### Written problem:
Write out the entire listing below exactly, with the pictures left out.

### Source material:
▬▬▬
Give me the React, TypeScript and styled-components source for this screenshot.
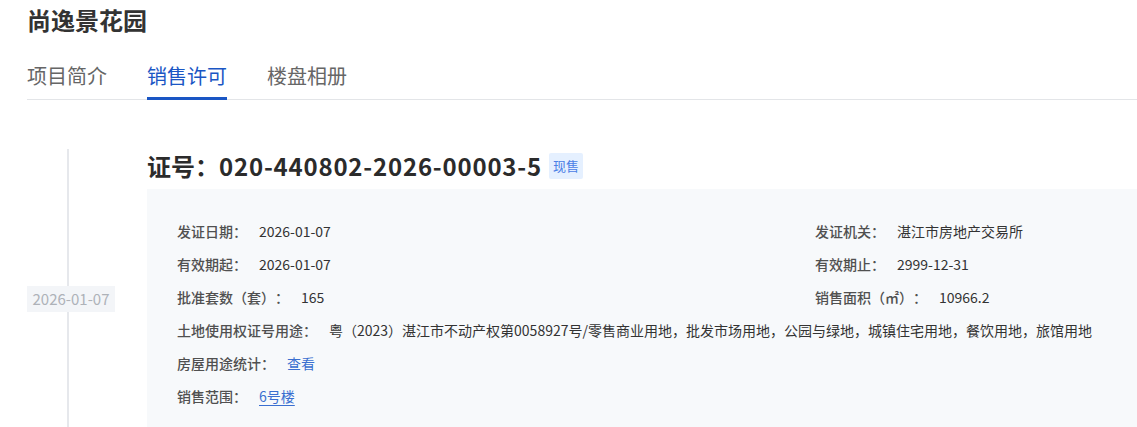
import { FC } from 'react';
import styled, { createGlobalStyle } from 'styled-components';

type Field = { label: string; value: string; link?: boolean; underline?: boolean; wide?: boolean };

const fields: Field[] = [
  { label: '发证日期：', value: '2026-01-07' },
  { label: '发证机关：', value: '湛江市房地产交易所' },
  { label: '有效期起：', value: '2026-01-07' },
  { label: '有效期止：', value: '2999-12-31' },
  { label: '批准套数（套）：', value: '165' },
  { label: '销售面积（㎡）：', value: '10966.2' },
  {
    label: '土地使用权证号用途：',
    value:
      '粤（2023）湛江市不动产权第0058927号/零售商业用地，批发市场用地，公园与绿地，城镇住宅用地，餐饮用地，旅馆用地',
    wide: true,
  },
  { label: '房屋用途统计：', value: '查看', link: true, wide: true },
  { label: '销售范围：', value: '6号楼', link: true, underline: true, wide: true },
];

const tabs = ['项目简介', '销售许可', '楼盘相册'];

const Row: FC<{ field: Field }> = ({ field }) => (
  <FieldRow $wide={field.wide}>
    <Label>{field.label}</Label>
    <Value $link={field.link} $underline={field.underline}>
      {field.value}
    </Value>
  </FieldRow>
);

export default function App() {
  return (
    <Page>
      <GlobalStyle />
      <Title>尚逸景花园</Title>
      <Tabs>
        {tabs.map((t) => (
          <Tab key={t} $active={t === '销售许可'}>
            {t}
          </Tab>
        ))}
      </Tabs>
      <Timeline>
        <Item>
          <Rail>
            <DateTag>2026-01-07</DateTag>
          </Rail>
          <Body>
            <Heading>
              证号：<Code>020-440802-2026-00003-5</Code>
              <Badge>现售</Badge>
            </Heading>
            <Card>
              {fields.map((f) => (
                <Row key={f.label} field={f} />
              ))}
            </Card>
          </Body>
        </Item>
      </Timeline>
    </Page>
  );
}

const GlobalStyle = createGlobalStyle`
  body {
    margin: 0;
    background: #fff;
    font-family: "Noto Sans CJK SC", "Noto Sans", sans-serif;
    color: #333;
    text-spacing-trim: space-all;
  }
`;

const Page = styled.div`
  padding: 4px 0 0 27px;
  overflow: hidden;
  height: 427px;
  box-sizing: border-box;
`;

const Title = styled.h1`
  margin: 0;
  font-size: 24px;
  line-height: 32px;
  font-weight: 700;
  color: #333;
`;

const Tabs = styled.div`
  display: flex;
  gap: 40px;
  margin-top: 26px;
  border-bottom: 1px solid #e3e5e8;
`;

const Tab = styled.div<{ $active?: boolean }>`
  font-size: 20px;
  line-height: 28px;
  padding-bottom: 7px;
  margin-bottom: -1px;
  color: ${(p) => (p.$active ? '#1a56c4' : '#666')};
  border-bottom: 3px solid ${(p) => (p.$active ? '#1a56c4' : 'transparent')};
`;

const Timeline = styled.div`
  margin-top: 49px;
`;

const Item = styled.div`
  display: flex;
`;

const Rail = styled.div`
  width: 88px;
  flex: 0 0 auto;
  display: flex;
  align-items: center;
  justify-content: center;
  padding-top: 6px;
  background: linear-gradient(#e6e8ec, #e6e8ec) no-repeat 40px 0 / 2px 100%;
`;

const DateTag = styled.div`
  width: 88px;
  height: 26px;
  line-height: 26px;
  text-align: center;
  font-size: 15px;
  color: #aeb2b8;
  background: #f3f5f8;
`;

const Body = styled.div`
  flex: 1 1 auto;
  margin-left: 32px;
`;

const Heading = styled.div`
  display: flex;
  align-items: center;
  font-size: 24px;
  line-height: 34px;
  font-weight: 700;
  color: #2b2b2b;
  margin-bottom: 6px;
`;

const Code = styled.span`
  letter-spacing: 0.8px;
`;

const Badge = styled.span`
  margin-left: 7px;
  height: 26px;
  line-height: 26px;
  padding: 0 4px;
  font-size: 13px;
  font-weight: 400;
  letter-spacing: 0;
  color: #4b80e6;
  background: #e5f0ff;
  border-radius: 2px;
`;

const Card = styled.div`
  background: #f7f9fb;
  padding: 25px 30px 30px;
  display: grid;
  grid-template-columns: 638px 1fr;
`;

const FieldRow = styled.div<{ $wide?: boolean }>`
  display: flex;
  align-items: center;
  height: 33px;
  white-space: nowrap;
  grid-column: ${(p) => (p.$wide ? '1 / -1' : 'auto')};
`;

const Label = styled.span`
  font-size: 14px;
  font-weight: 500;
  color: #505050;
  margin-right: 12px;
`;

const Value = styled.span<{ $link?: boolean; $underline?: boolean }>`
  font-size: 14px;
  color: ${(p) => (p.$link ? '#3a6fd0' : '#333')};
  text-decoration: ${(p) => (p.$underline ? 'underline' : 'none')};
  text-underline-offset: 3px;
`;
▬▬▬
### Answer for the task:
Give me the React, TypeScript and styled-components source for this screenshot.
import { FC } from 'react';
import styled, { createGlobalStyle } from 'styled-components';

type Field = { label: string; value: string; link?: boolean; underline?: boolean; wide?: boolean };

const fields: Field[] = [
  { label: '发证日期：', value: '2026-01-07' },
  { label: '发证机关：', value: '湛江市房地产交易所' },
  { label: '有效期起：', value: '2026-01-07' },
  { label: '有效期止：', value: '2999-12-31' },
  { label: '批准套数（套）：', value: '165' },
  { label: '销售面积（㎡）：', value: '10966.2' },
  {
    label: '土地使用权证号用途：',
    value:
      '粤（2023）湛江市不动产权第0058927号/零售商业用地，批发市场用地，公园与绿地，城镇住宅用地，餐饮用地，旅馆用地',
    wide: true,
  },
  { label: '房屋用途统计：', value: '查看', link: true, wide: true },
  { label: '销售范围：', value: '6号楼', link: true, underline: true, wide: true },
];

const tabs = ['项目简介', '销售许可', '楼盘相册'];

const Row: FC<{ field: Field }> = ({ field }) => (
  <FieldRow $wide={field.wide}>
    <Label>{field.label}</Label>
    <Value $link={field.link} $underline={field.underline}>
      {field.value}
    </Value>
  </FieldRow>
);

export default function App() {
  return (
    <Page>
      <GlobalStyle />
      <Title>尚逸景花园</Title>
      <Tabs>
        {tabs.map((t) => (
          <Tab key={t} $active={t === '销售许可'}>
            {t}
          </Tab>
        ))}
      </Tabs>
      <Timeline>
        <Item>
          <Rail>
            <DateTag>2026-01-07</DateTag>
          </Rail>
          <Body>
            <Heading>
              证号：<Code>020-440802-2026-00003-5</Code>
              <Badge>现售</Badge>
            </Heading>
            <Card>
              {fields.map((f) => (
                <Row key={f.label} field={f} />
              ))}
            </Card>
          </Body>
        </Item>
      </Timeline>
    </Page>
  );
}

const GlobalStyle = createGlobalStyle`
  body {
    margin: 0;
    background: #fff;
    font-family: "Noto Sans CJK SC", "Noto Sans", sans-serif;
    color: #333;
    text-spacing-trim: space-all;
  }
`;

const Page = styled.div`
  padding: 4px 0 0 27px;
  overflow: hidden;
  height: 427px;
  box-sizing: border-box;
`;

const Title = styled.h1`
  margin: 0;
  font-size: 24px;
  line-height: 32px;
  font-weight: 700;
  color: #333;
`;

const Tabs = styled.div`
  display: flex;
  gap: 40px;
  margin-top: 26px;
  border-bottom: 1px solid #e3e5e8;
`;

const Tab = styled.div<{ $active?: boolean }>`
  font-size: 20px;
  line-height: 28px;
  padding-bottom: 7px;
  margin-bottom: -1px;
  color: ${(p) => (p.$active ? '#1a56c4' : '#666')};
  border-bottom: 3px solid ${(p) => (p.$active ? '#1a56c4' : 'transparent')};
`;

const Timeline = styled.div`
  margin-top: 49px;
`;

const Item = styled.div`
  display: flex;
`;

const Rail = styled.div`
  width: 88px;
  flex: 0 0 auto;
  display: flex;
  align-items: center;
  justify-content: center;
  padding-top: 6px;
  background: linear-gradient(#e6e8ec, #e6e8ec) no-repeat 40px 0 / 2px 100%;
`;

const DateTag = styled.div`
  width: 88px;
  height: 26px;
  line-height: 26px;
  text-align: center;
  font-size: 15px;
  color: #aeb2b8;
  background: #f3f5f8;
`;

const Body = styled.div`
  flex: 1 1 auto;
  margin-left: 32px;
`;

const Heading = styled.div`
  display: flex;
  align-items: center;
  font-size: 24px;
  line-height: 34px;
  font-weight: 700;
  color: #2b2b2b;
  margin-bottom: 6px;
`;

const Code = styled.span`
  letter-spacing: 0.8px;
`;

const Badge = styled.span`
  margin-left: 7px;
  height: 26px;
  line-height: 26px;
  padding: 0 4px;
  font-size: 13px;
  font-weight: 400;
  letter-spacing: 0;
  color: #4b80e6;
  background: #e5f0ff;
  border-radius: 2px;
`;

const Card = styled.div`
  background: #f7f9fb;
  padding: 25px 30px 30px;
  display: grid;
  grid-template-columns: 638px 1fr;
`;

const FieldRow = styled.div<{ $wide?: boolean }>`
  display: flex;
  align-items: center;
  height: 33px;
  white-space: nowrap;
  grid-column: ${(p) => (p.$wide ? '1 / -1' : 'auto')};
`;

const Label = styled.span`
  font-size: 14px;
  font-weight: 500;
  color: #505050;
  margin-right: 12px;
`;

const Value = styled.span<{ $link?: boolean; $underline?: boolean }>`
  font-size: 14px;
  color: ${(p) => (p.$link ? '#3a6fd0' : '#333')};
  text-decoration: ${(p) => (p.$underline ? 'underline' : 'none')};
  text-underline-offset: 3px;
`;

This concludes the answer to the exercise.